Finding straight, flawless and painless solutions to the current Affirmative Action dilemmas will not be easy. Nonetheless, one initially viable alternative could be to implement the works of Charles Moskos of NorthWestern University, who recently met with President Clinton to discuss Affirmative Action. Mr. Moskos Works are based on the three core principles of Affirmative Action in The Armed Forces (Sullivan, 3). Since I served in the US Navy for nine years, and never experience or practice any racial or gender discrimination, I am a very strong advocate of these three principles.
Essentially, these three principles are: • First, no promotion quotas are used. However, an effort is made to promote minorities equivalent to their percentage of fully qualified and capable applicants. • Second, everyone is held to same aptitude standards, without regard to their race, ethnicity or gender. • Last, there are no time-tables to meet promotional goals, when not enough candidates are available, the Military does not relax its standards. Unfortunately, these principles are not the epitome of a color-blind system.
However, they may serve, as a transition, between the current Affirmative Action philosophy and the ideology that will free us from racial and gender issues. Albeit, developing the ideology of a color and gender blind society can take us a couple of American generations (in my opinion). The mentality of human beings does not change easily. Generally, It takes a family one generation to transform the prejudicial mind-set of its members.
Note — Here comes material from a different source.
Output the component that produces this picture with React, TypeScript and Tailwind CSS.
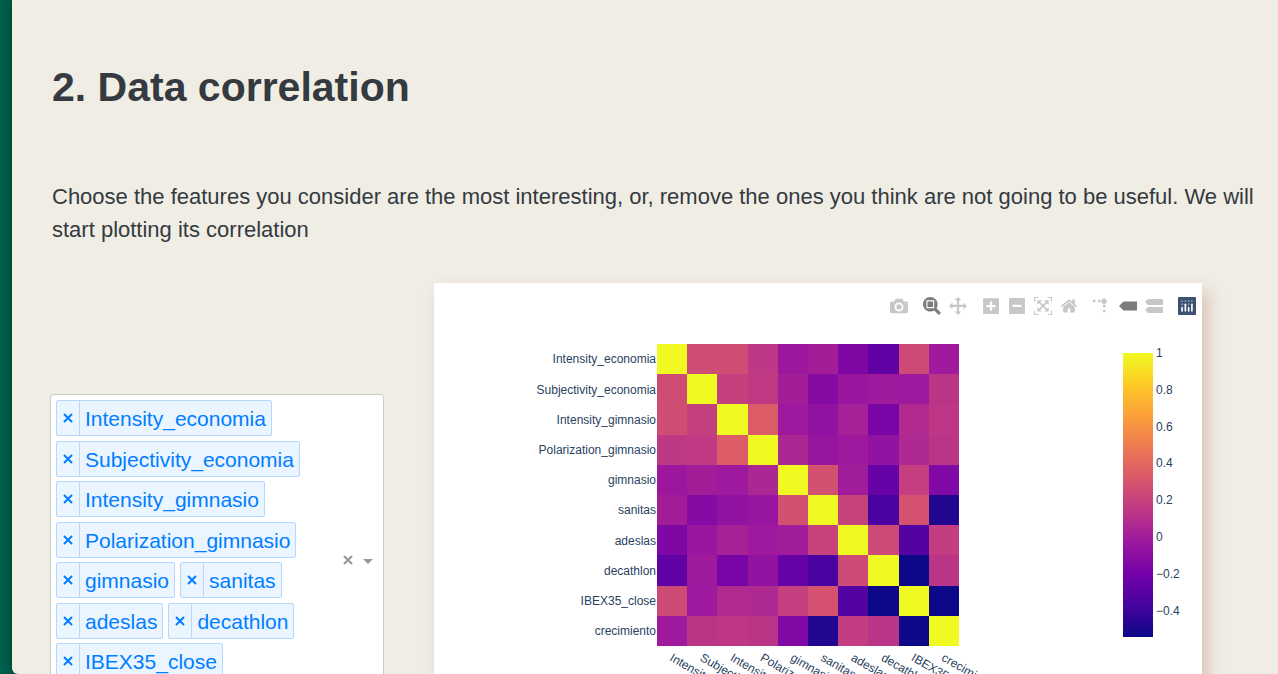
import React from "react";

const features = [
  "Intensity_economia",
  "Subjectivity_economia",
  "Intensity_gimnasio",
  "Polarization_gimnasio",
  "gimnasio",
  "sanitas",
  "adeslas",
  "decathlon",
  "IBEX35_close",
  "crecimiento",
];

const plasma = [
  "#0d0887", "#46039f", "#7201a8", "#9c179e", "#bd3786",
  "#d8576b", "#ed7953", "#fb9f3a", "#fdca26", "#f0f921",
];

/* Upper triangle of the correlation matrix, on the 0-9 scale of the palette. */
const upper = [
  [9, 4.67, 4.7, 4.05, 3, 3.2, 2.3, 1.6, 4.6, 3.1],
  [9, 4.3, 4.1, 3.2, 2.45, 2.95, 3.1, 3.05, 3.95],
  [9, 5.15, 3.05, 2.75, 3.3, 2.2, 3.6, 4],
  [9, 3.5, 2.9, 3.05, 2.75, 3.55, 3.95],
  [9, 4.8, 3.15, 1.75, 4.25, 2.35],
  [9, 4.35, 1.1, 4.85, 0.35],
  [9, 4.6, 1.35, 4.2],
  [9, 0, 3.9],
  [9, 0],
  [9],
];

function level(row: number, col: number) {
  const a = Math.min(row, col);
  const b = Math.max(row, col);
  return upper[a][b - a];
}

function colour(v: number) {
  const i = Math.min(8, Math.floor(v));
  const f = v - i;
  const channel = (s: string, k: number) => parseInt(s.slice(1 + 2 * k, 3 + 2 * k), 16);
  const mix = [0, 1, 2].map((k) =>
    Math.round(channel(plasma[i], k) * (1 - f) + channel(plasma[i + 1], k) * f)
  );
  return `rgb(${mix.join(",")})`;
}

const edges = [0, 30, 60, 91, 121, 151, 181, 211, 242, 272, 302];
const ticks = ["1", "0.8", "0.6", "0.4", "0.2", "0", "−0.2", "−0.4"];

type Tool = { name: string; path: string; box?: string; flip?: string; active?: boolean };

const toolGroups: Tool[][] = [
  [
    {
      name: "Download plot as a png",
      path: "m500 450c-83 0-150-67-150-150 0-83 67-150 150-150 83 0 150 67 150 150 0 83-67 150-150 150z m400 150h-120c-16 0-34 13-39 29l-31 93c-6 15-23 28-40 28h-340c-16 0-34-13-39-28l-31-94c-6-15-23-28-40-28h-120c-55 0-100-45-100-100v-450c0-55 45-100 100-100h800c55 0 100 45 100 100v450c0 55-45 100-100 100z m-400-550c-138 0-250 112-250 250 0 138 112 250 250 250 138 0 250-112 250-250 0-138-112-250-250-250z m365 380c-19 0-35 16-35 35 0 19 16 35 35 35 19 0 35-16 35-35 0-19-16-35-35-35z",
    },
  ],
  [
    {
      name: "Zoom",
      active: true,
      path: "m1000-25l-250 251c40 63 63 138 63 218 0 224-182 406-407 406-224 0-406-182-406-406s183-406 407-406c80 0 155 22 218 62l250-250 125 125z m-812 250l0 438 437 0 0-438-437 0z m62 375l313 0 0-312-313 0 0 312z",
    },
    {
      name: "Pan",
      path: "m1000 350l-187 188 0-125-250 0 0 250 125 0-188 187-187-187 125 0 0-250-250 0 0 125-188-188 186-187 0 125 252 0 0-250-125 0 187-188 188 188-125 0 0 250 250 0 0-126 187 188z",
    },
  ],
  [
    {
      name: "Zoom in",
      box: "0 0 875 1000",
      path: "m1 787l0-875 875 0 0 875-875 0z m687-500l-187 0 0-187-125 0 0 187-188 0 0 125 188 0 0 187 125 0 0-187 187 0 0-125z",
    },
    {
      name: "Zoom out",
      box: "0 0 875 1000",
      path: "m0 788l0-876 875 0 0 876-875 0z m688-500l-500 0 0 125 500 0 0-125z",
    },
    {
      name: "Autoscale",
      path: "m250 850l-187 0-63 0 0-62 0-188 63 0 0 188 187 0 0 62z m688 0l-188 0 0-62 188 0 0-188 62 0 0 188 0 62-62 0z m-875-938l0 188-63 0 0-188 0-62 63 0 187 0 0 62-187 0z m875 188l0-188-188 0 0-62 188 0 62 0 0 62 0 188-62 0z m-125 188l-1 0-93-94-156 156 156 156 92-93 2 0 0 250-250 0 0-2 93-92-156-156-156 156 94 92 0 2-250 0 0-250 0 0 93 93 157-156-157-156-93 94 0 0 0-250 250 0 0 0-94 93 156 157 156-157-93-93 0 0 250 0 0 250z",
    },
    {
      name: "Reset axes",
      box: "0 0 928.6 1000",
      path: "m786 296v-267q0-15-11-26t-25-10h-214v214h-143v-214h-214q-15 0-25 10t-11 26v267q0 1 0 2t0 2l321 264 321-264q1-1 1-4z m124 39l-34-41q-5-5-12-6h-2q-7 0-12 3l-386 322-386-322q-7-4-13-4-7 2-12 7l-35 41q-4 5-3 13t6 12l401 334q18 15 42 15t43-15l136-114v109q0 8 5 13t13 5h107q8 0 13-5t5-13v-227l122-102q5-5 6-12t-4-13z",
    },
  ],
  [
    {
      name: "Toggle spike lines",
      flip: "matrix(1.5 0 0 -1.5 0 850)",
      path: "M512 409c0-57-46-104-103-104-57 0-104 47-104 104 0 57 47 103 104 103 57 0 103-46 103-103z m-327-39l92 0 0 92-92 0z m-185 0l92 0 0 92-92 0z m370-186l92 0 0 93-92 0z m0-184l92 0 0 92-92 0z",
    },
    {
      name: "Show closest data on hover",
      active: true,
      box: "0 0 1500 1000",
      path: "m375 725l0 0-375-375 375-374 0-1 1125 0 0 750-1125 0z",
    },
    {
      name: "Compare data on hover",
      box: "0 0 1125 1000",
      path: "m187 786l0 2-187-188 188-187 0 0 937 0 0 373-938 0z m0-499l0 1-187-188 188-188 0 0 937 0 0 376-938-1z",
    },
  ],
];

function Modebar() {
  return (
    <div className="flex justify-end pt-[10px] pr-[2px]">
      {toolGroups.map((group, g) => (
        <div key={g} className="ml-[7px] flex">
          {group.map((t) => (
            <button
              key={t.name}
              type="button"
              aria-label={t.name}
              className={
                t.active
                  ? "flex size-[26px] items-center justify-center text-[#7c7c7c]"
                  : "flex size-[26px] items-center justify-center text-[#c7c7c7]"
              }
            >
              <svg viewBox={t.box ?? "0 0 1000 1000"} className="size-[18px]" fill="currentColor">
                <path d={t.path} transform={t.flip ?? "matrix(1 0 0 -1 0 850)"} />
              </svg>
            </button>
          ))}
        </div>
      ))}
      <a
        href="https://plotly.com/"
        aria-label="Produced with Plotly"
        className="ml-[7px] flex size-[26px] items-center justify-center"
      >
        <svg viewBox="0 0 132 132" className="size-[18px]">
          <rect width="132" height="132" rx="6" fill="#3f4f75" />
          <g fill="#80cfbe">
            <circle cx="78" cy="54" r="6" />
            <circle cx="102" cy="30" r="6" />
            <circle cx="78" cy="30" r="6" />
            <circle cx="54" cy="30" r="6" />
            <circle cx="30" cy="30" r="6" />
            <circle cx="30" cy="54" r="6" />
          </g>
          <g fill="#fff">
            <path d="M30,72a6,6,0,0,0-6,6v24a6,6,0,0,0,12,0V78A6,6,0,0,0,30,72Z" />
            <path d="M78,72a6,6,0,0,0-6,6v24a6,6,0,0,0,12,0V78A6,6,0,0,0,78,72Z" />
            <path d="M54,48a6,6,0,0,0-6,6v48a6,6,0,0,0,12,0V54A6,6,0,0,0,54,48Z" />
            <path d="M102,48a6,6,0,0,0-6,6v48a6,6,0,0,0,12,0V54A6,6,0,0,0,102,48Z" />
          </g>
        </svg>
      </a>
    </div>
  );
}

function Heatmap() {
  return (
    <svg
      viewBox="0 0 768 460"
      className="block w-full text-[12px]"
      fill="#2a3f5f"
      role="img"
      aria-label="Correlation heatmap"
    >
      <defs>
        <linearGradient id="scale" x1="0" y1="1" x2="0" y2="0">
          {plasma.map((c, i) => (
            <stop key={c} offset={i / 9} stopColor={c} />
          ))}
        </linearGradient>
      </defs>
      <g transform="translate(223 25)" shapeRendering="crispEdges">
        {features.map((_, r) =>
          features.map((_, c) => (
            <rect
              key={`${r}-${c}`}
              x={edges[c]}
              y={edges[r]}
              width={edges[c + 1] - edges[c]}
              height={edges[r + 1] - edges[r]}
              fill={colour(level(r, c))}
            />
          ))
        )}
      </g>
      {features.map((f, i) => (
        <text key={f} x="222" y={44 + Math.ceil(i * 30.2)} textAnchor="end">
          {f}
        </text>
      ))}
      {features.map((f, i) => (
        <text key={f} transform={`translate(${235 + i * 30.2} 341) rotate(30)`}>
          {f}
        </text>
      ))}
      <rect x="689" y="34" width="30" height="284" fill="url(#scale)" />
      {ticks.map((t, i) => (
        <text key={t} x="722" y={38 + i * 36.8}>
          {t}
        </text>
      ))}
    </svg>
  );
}

function FeatureSelect() {
  return (
    <div className="flex w-[334px] shrink-0 items-center rounded-[4px] border border-[#cccccc] bg-white p-[5px]">
      <ul className="flex h-[320px] flex-1 flex-wrap content-between gap-x-[5px]">
        {features.map((f) => (
          <li
            key={f}
            className="flex h-[36px] rounded-[2px] border border-[#b3d7ff] bg-[#ebf5ff] text-[21px] leading-[36px] text-[#007eff]"
          >
            <button
              type="button"
              aria-label={`Remove ${f}`}
              className="flex w-[23px] items-center justify-center border-r border-[#b3d7ff]"
            >
              <svg viewBox="0 0 10 10" className="size-[10px]" stroke="currentColor" strokeWidth="2">
                <path d="M1 1 9 9M9 1 1 9" />
              </svg>
            </button>
            <span className="px-[5px]">{f}</span>
          </li>
        ))}
      </ul>
      <button type="button" aria-label="Clear all" className="p-[5px] text-[#999999]">
        <svg viewBox="0 0 10 10" className="size-[10px]" stroke="currentColor" strokeWidth="2.2">
          <path d="M1 1 9 9M9 1 1 9" />
        </svg>
      </button>
      <button type="button" aria-label="Open list" className="p-[5px] pt-[8px] text-[#999999]">
        <svg viewBox="0 0 10 5" className="h-[5px] w-[10px]" fill="currentColor">
          <path d="M0 0H10L5 5Z" />
        </svg>
      </button>
    </div>
  );
}

export default function App() {
  return (
    <div className="h-screen bg-[#005f4b] pl-[12px] font-['Liberation_Sans',Arial,sans-serif] text-[#343a40]">
      <main className="h-full overflow-y-auto rounded-bl-[6px] bg-[#f0ede5] shadow-[0_0_10px_rgba(0,0,0,0.4)] [scrollbar-width:none]">
        <h1 className="px-[40px] pt-[62px] text-[41px] leading-[50px] font-bold">2. Data correlation</h1>
        <p className="px-[40px] pt-[68px] pr-[20px] text-[22px] leading-[33px]">
          Choose the features you consider are the most interesting, or, remove the ones you think
          are not going to be useful. We will start plotting its correlation
        </p>
        <div className="flex items-start gap-[50px] pt-[37px] pr-[76px] pb-[60px] pl-[38px]">
          <div className="pt-[111px]">
            <FeatureSelect />
          </div>
          <section className="min-w-0 flex-1 bg-white shadow-[6px_8px_16px_#dac3b5]">
            <Modebar />
            <Heatmap />
          </section>
        </div>
      </main>
    </div>
  );
}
Especially, when we deal with profound issues, such as, the kind–and level–of family interaction with people from different races, or the opposite genders.
We must keep in mind that it took the American society nearly 30 years to mix the workplace –harmoniously– with people of different color and gender. Therefore, the ultimate system that will end our journey towards a Crystal-clear, color-blind American society is, at the very least, three generations away from materializing. As result we will need: • One generation to make the transitional system work. • A second generation to gestate the ultimate color-blind system.